Select every line holding the word "index" and copy it.

___ Data provided

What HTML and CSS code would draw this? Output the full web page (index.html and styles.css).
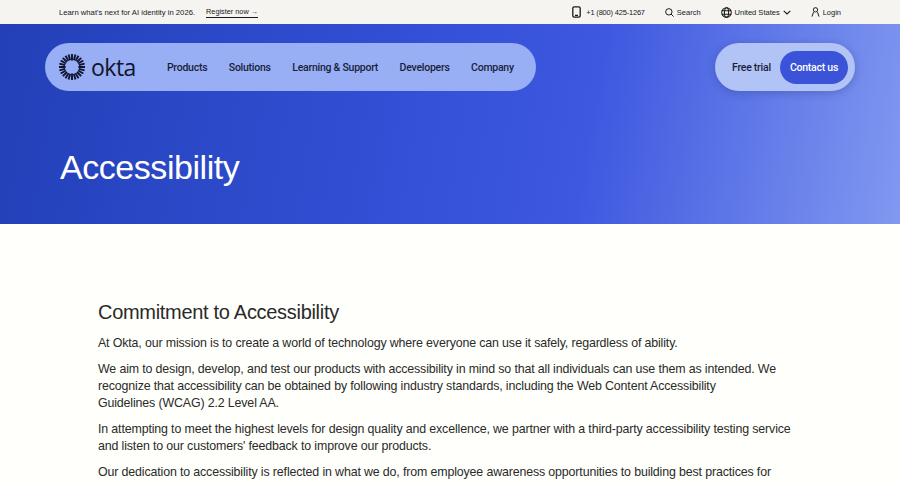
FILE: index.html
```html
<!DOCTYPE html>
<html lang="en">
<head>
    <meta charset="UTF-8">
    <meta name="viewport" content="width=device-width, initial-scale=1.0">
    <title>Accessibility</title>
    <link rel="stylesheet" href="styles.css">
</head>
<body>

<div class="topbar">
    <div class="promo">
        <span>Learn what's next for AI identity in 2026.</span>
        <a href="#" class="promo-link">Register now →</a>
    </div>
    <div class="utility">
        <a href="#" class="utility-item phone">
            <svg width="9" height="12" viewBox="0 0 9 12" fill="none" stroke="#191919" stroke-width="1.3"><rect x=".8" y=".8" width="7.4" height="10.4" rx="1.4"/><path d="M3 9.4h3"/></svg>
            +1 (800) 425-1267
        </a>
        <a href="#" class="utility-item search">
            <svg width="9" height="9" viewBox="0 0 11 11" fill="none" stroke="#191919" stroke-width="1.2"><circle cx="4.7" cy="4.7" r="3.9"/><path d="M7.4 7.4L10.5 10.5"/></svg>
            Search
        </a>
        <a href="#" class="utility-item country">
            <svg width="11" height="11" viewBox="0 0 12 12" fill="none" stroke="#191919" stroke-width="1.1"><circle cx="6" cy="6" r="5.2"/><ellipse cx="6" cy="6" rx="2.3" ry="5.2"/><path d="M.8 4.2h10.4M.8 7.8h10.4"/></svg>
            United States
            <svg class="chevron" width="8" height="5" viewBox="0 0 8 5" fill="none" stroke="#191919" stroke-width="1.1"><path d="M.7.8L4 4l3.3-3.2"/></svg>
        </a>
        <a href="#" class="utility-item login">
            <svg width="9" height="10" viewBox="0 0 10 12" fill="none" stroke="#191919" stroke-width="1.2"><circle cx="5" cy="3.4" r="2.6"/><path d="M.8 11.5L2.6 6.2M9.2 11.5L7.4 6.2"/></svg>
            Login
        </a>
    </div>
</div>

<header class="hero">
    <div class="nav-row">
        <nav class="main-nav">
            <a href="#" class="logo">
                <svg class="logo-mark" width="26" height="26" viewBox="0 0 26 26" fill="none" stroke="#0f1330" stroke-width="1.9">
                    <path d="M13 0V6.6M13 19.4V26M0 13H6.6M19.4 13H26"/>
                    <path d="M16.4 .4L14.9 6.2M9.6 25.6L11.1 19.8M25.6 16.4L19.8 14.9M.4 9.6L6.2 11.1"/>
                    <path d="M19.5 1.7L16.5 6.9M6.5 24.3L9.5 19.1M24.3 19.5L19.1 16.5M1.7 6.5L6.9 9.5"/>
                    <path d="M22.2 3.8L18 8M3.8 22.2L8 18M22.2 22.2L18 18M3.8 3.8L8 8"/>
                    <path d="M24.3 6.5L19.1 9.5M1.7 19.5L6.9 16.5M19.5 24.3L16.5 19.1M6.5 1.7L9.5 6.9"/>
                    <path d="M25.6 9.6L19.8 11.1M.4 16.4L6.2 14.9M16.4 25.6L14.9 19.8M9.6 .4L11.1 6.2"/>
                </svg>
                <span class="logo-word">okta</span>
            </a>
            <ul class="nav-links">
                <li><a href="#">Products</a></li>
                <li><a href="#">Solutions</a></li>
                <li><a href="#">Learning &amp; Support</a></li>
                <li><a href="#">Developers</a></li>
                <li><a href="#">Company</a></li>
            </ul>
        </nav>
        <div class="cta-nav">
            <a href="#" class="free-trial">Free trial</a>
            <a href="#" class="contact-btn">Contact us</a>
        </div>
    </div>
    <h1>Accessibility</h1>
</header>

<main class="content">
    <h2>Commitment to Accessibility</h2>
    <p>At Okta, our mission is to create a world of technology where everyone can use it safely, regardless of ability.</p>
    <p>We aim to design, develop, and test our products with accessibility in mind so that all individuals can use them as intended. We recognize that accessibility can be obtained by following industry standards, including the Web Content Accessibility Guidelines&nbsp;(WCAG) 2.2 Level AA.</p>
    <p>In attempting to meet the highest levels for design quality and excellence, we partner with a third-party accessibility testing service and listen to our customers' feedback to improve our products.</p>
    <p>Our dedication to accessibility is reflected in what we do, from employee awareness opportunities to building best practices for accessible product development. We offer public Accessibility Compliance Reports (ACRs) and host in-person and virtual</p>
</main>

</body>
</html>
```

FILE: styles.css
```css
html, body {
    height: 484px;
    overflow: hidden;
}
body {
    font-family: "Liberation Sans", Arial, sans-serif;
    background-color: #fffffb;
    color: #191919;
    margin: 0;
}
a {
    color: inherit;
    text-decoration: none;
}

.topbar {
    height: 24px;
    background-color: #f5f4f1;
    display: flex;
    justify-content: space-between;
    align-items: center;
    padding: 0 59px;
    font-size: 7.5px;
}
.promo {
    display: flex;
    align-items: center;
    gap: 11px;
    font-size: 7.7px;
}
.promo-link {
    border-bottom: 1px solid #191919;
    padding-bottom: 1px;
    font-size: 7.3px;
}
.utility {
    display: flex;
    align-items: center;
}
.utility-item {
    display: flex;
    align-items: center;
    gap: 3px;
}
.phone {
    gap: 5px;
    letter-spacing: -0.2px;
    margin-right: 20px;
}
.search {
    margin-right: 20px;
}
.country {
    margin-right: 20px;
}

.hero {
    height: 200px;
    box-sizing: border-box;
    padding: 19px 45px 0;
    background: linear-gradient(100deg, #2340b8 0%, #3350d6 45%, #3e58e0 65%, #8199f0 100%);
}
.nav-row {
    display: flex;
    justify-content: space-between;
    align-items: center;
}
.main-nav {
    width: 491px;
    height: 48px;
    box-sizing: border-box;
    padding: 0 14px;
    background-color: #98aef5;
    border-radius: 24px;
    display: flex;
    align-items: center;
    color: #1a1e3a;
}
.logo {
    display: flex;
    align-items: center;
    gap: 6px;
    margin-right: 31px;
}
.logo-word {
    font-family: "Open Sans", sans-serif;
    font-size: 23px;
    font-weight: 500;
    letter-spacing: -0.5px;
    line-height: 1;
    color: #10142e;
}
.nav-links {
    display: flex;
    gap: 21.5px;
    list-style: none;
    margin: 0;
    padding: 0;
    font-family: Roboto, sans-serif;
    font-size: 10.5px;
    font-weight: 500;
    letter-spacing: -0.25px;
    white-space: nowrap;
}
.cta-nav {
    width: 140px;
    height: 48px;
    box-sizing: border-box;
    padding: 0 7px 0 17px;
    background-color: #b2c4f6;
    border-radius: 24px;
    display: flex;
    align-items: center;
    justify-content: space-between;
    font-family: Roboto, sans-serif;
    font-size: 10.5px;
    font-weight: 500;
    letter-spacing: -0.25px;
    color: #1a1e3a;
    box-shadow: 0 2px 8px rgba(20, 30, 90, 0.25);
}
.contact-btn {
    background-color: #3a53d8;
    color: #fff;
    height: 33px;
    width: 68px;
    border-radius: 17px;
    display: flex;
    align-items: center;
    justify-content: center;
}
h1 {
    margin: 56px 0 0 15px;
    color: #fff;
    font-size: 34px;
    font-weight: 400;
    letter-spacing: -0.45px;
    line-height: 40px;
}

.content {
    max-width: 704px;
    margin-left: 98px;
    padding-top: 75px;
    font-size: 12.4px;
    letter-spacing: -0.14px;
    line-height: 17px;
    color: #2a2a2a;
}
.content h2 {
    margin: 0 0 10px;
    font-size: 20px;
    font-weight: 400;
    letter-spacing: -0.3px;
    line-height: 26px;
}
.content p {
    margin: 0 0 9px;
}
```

______

## Completed exercise
What HTML and CSS code would draw this? Output the full web page (index.html and styles.css).
FILE: index.html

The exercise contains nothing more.